■ Required work
Which lines hold the word "with"? Show each of them.

■ Supplied material
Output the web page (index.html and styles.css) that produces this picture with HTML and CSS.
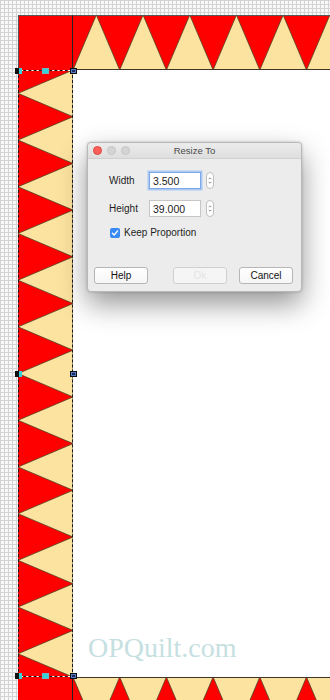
FILE: index.html
```html
<!DOCTYPE html>
<html lang="en">
<head>
    <meta charset="UTF-8">
    <meta name="viewport" content="width=device-width, initial-scale=1.0">
    <title>Resize To</title>
    <link rel="stylesheet" href="styles.css">
</head>
<body>
    <div class="quilt">
        <div class="corner corner-top"></div>

        <div class="strip strip-top">
            <svg width="280" height="55" viewBox="0 0 280 55">
                <rect width="280" height="55" fill="#ff0000"/>
                <g fill="#fde3a0" stroke="#4f4226" stroke-width="0.8">
                    <polygon points="0,55 23.35,0 46.7,55"/>
                    <polygon points="46.7,55 70.05,0 93.4,55"/>
                    <polygon points="93.4,55 116.75,0 140.1,55"/>
                    <polygon points="140.1,55 163.45,0 186.8,55"/>
                    <polygon points="186.8,55 210.15,0 233.5,55"/>
                    <polygon points="233.5,55 256.85,0 280.2,55"/>
                </g>
                <line x1="0" y1="0.5" x2="280" y2="0.5" stroke="#555"/>
                <line x1="0" y1="54.5" x2="280" y2="54.5" stroke="#3f3524"/>
            </svg>
        </div>

        <div class="strip strip-left">
            <svg width="55" height="607" viewBox="0 0 55 607">
                <rect width="55" height="607" fill="#ff0000"/>
                <g fill="#fde3a0" stroke="#4f4226" stroke-width="0.8">
                    <polygon points="55,0 0,23.35 55,46.7"/>
                    <polygon points="55,46.7 0,70.05 55,93.4"/>
                    <polygon points="55,93.4 0,116.75 55,140.1"/>
                    <polygon points="55,140.1 0,163.45 55,186.8"/>
                    <polygon points="55,186.8 0,210.15 55,233.5"/>
                    <polygon points="55,233.5 0,256.85 55,280.2"/>
                    <polygon points="55,280.2 0,303.55 55,326.9"/>
                    <polygon points="55,326.9 0,350.25 55,373.6"/>
                    <polygon points="55,373.6 0,396.95 55,420.3"/>
                    <polygon points="55,420.3 0,443.65 55,467"/>
                    <polygon points="55,467 0,490.35 55,513.7"/>
                    <polygon points="55,513.7 0,537.05 55,560.4"/>
                    <polygon points="55,560.4 0,583.75 55,607.1"/>
                </g>
            </svg>

            <!-- selection box with resize handles -->
            <div class="selection">
                <span class="handle handle-outer h-tl"></span>
                <span class="handle handle-mid h-tm"></span>
                <span class="handle handle-inner h-tr"></span>
                <span class="handle handle-outer h-ml"></span>
                <span class="handle handle-inner h-mr"></span>
                <span class="handle handle-outer h-bl"></span>
                <span class="handle handle-mid h-bm"></span>
                <span class="handle handle-inner h-br"></span>
            </div>
        </div>

        <div class="center">
            <div class="watermark">OPQuilt.com</div>
        </div>

        <div class="corner corner-bottom"></div>

        <div class="strip strip-bottom">
            <svg width="280" height="55" viewBox="0 0 280 55">
                <rect width="280" height="55" fill="#ff0000"/>
                <g fill="#fde3a0" stroke="#4f4226" stroke-width="0.8">
                    <polygon points="0,0 23.35,55 46.7,0"/>
                    <polygon points="46.7,0 70.05,55 93.4,0"/>
                    <polygon points="93.4,0 116.75,55 140.1,0"/>
                    <polygon points="140.1,0 163.45,55 186.8,0"/>
                    <polygon points="186.8,0 210.15,55 233.5,0"/>
                    <polygon points="233.5,0 256.85,55 280.2,0"/>
                </g>
                <line x1="0" y1="0.5" x2="280" y2="0.5" stroke="#3f3524"/>
            </svg>
        </div>
    </div>

    <div class="dialog">
        <div class="titlebar">
            <div class="lights">
                <span class="light close"></span>
                <span class="light"></span>
                <span class="light"></span>
            </div>
            <div class="title">Resize To</div>
        </div>

        <div class="dialog-body">
            <div class="field">
                <label for="width">Width</label>
                <input id="width" class="num focused" type="text" value="3.500">
                <span class="stepper">
                    <svg width="8" height="15" viewBox="0 0 8 15">
                        <path d="M2.3 5.6 L4 3.9 L5.7 5.6 M2.3 9.4 L4 11.1 L5.7 9.4" fill="none" stroke="#555" stroke-width="0.9"/>
                    </svg>
                </span>
            </div>
            <div class="field">
                <label for="height">Height</label>
                <input id="height" class="num" type="text" value="39.000">
                <span class="stepper">
                    <svg width="8" height="15" viewBox="0 0 8 15">
                        <path d="M2.3 5.6 L4 3.9 L5.7 5.6 M2.3 9.4 L4 11.1 L5.7 9.4" fill="none" stroke="#555" stroke-width="0.9"/>
                    </svg>
                </span>
            </div>
            <label class="check">
                <span class="box">
                    <svg width="10" height="10" viewBox="0 0 10 10">
                        <path d="M2.4 5.2 L4.2 7 L7.6 2.9" fill="none" stroke="#fff" stroke-width="1.4" stroke-linecap="round" stroke-linejoin="round"/>
                    </svg>
                </span>
                Keep Proportion
            </label>
        </div>

        <div class="actions">
            <button class="btn-help">Help</button>
            <button disabled>Ok</button>
            <button>Cancel</button>
        </div>
    </div>
</body>
</html>
```

FILE: styles.css
```css
:root {
    --red: #ff0000;
    --tan: #fde3a0;
    --line: #3f3524;
    --cyan: #33d3dc;
    --dialog-bg: #ececec;
}

* {
    box-sizing: border-box;
}

html,
body {
    margin: 0;
    height: 100%;
    overflow: hidden;
}

body {
    position: relative;
    background-color: #f8f8f8;
    background-image:
        linear-gradient(#d3d3d3 1px, transparent 1px),
        linear-gradient(90deg, #d3d3d3 1px, transparent 1px);
    background-size: 4px 4px;
    font-family: "Liberation Sans", Arial, sans-serif;
}

/* quilt layout */

.quilt {
    display: grid;
    grid-template-columns: 55px 1fr;
    grid-template-rows: 55px 607px 55px;
    margin: 15px 0 0 18px;
}

.corner {
    background-color: var(--red);
    border-right: 1px solid #222;
}

.corner-top {
    border-top: 1px solid #555;
    border-left: 1px solid #555;
}

.strip {
    overflow: hidden;
}

.strip svg {
    display: block;
}

.strip-left {
    position: relative;
    overflow: visible;
}

.center {
    background-color: #fff;
    display: flex;
    align-items: flex-end;
    padding: 0 0 15px 15px;
}

.watermark {
    font-family: "Liberation Serif", serif;
    font-size: 28px;
    line-height: 28px;
    color: #c6e0e1;
}

/* selection box */

.selection {
    position: absolute;
    inset: 0;
    border-top: 1px solid #fff;
    border-bottom: 1px solid #fff;
}

.selection::before {
    content: "";
    position: absolute;
    top: -1px;
    bottom: -1px;
    left: 0;
    right: 0;
    border: 1px dashed #1a1a1a;
}

.handle {
    position: absolute;
    width: 7px;
    height: 6px;
}

.handle-outer {
    background: linear-gradient(90deg, #111 55%, var(--cyan) 55%);
}

.handle-mid {
    background-color: var(--cyan);
    border: 1px solid #6fb8c0;
}

.handle-inner {
    background-color: #1c2a62;
    border: 1px solid #0d0d0d;
    box-shadow: inset 0 0 0 1px #5a7cc0;
}

.h-tl { left: -3px; top: -3px; }
.h-tm { left: 24px; top: -3px; }
.h-tr { left: 52px; top: -3px; }
.h-ml { left: -3px; top: 300px; }
.h-mr { left: 52px; top: 300px; }
.h-bl { left: -3px; bottom: -3px; }
.h-bm { left: 24px; bottom: -3px; }
.h-br { left: 52px; bottom: -3px; }

/* dialog */

.dialog {
    position: absolute;
    left: 87px;
    top: 142px;
    width: 215px;
    height: 150px;
    display: flex;
    flex-direction: column;
    background-color: var(--dialog-bg);
    border: 1px solid #b8b8b8;
    border-radius: 4px;
    box-shadow: 0 12px 28px rgba(0, 0, 0, 0.42), 0 0 3px rgba(0, 0, 0, 0.2);
    font-size: 10px;
    color: #1e1e1e;
}

.titlebar {
    display: grid;
    grid-template-columns: 1fr auto 1fr;
    align-items: center;
    height: 16px;
    background: linear-gradient(#ececec, #dedede);
    border-bottom: 1px solid #d0d0d0;
    border-radius: 4px 4px 0 0;
}

.lights {
    display: flex;
    gap: 5px;
    padding-left: 5px;
}

.light {
    width: 9px;
    height: 9px;
    border-radius: 50%;
    background-color: #d4d4d4;
    border: 1px solid #c6c6c6;
}

.light.close {
    background-color: #fc5f57;
    border-color: #e2463f;
}

.title {
    color: #4a4a4a;
    font-size: 9.5px;
}

.dialog-body {
    display: flex;
    flex-direction: column;
    gap: 11px;
    padding: 13px 0 0 21px;
}

.field {
    display: flex;
    align-items: center;
}

.field label {
    width: 40px;
}

.num {
    width: 52px;
    height: 17px;
    padding: 0 3px;
    border: 1px solid #c6c6c6;
    background-color: #fff;
    font-family: inherit;
    font-size: 10.5px;
    color: #222;
    outline: none;
}

.num.focused {
    border-color: #7ea8e6;
    box-shadow: 0 0 0 1.5px #a9c9f3;
}

.stepper {
    display: flex;
    align-items: center;
    justify-content: center;
    margin-left: 5px;
    width: 8px;
    height: 17px;
    background-color: #fff;
    border: 1px solid #bfbfbf;
    border-radius: 4px;
}

.check {
    display: flex;
    align-items: center;
    gap: 4px;
    margin-top: -1px;
    padding-left: 1px;
}

.box {
    display: flex;
    width: 10px;
    height: 10px;
    border-radius: 2px;
    background-color: #3a8af4;
}

.actions {
    display: flex;
    justify-content: flex-end;
    gap: 12px;
    margin-top: auto;
    padding: 0 8px 7px 6px;
}

button {
    width: 54px;
    height: 17px;
    padding: 0;
    background: linear-gradient(#ffffff, #f6f6f6);
    border: 1px solid #b6b6b6;
    border-radius: 3px;
    font-family: inherit;
    font-size: 10px;
    color: #111;
}

button:disabled {
    background: #f5f5f5;
    border-color: #d0d0d0;
    color: #e4e4e4;
}

.btn-help {
    margin-right: auto;
}
```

■ Expected answer
Output the web page (index.html and styles.css) that produces this picture with HTML and CSS.
            <!-- selection box with resize handles -->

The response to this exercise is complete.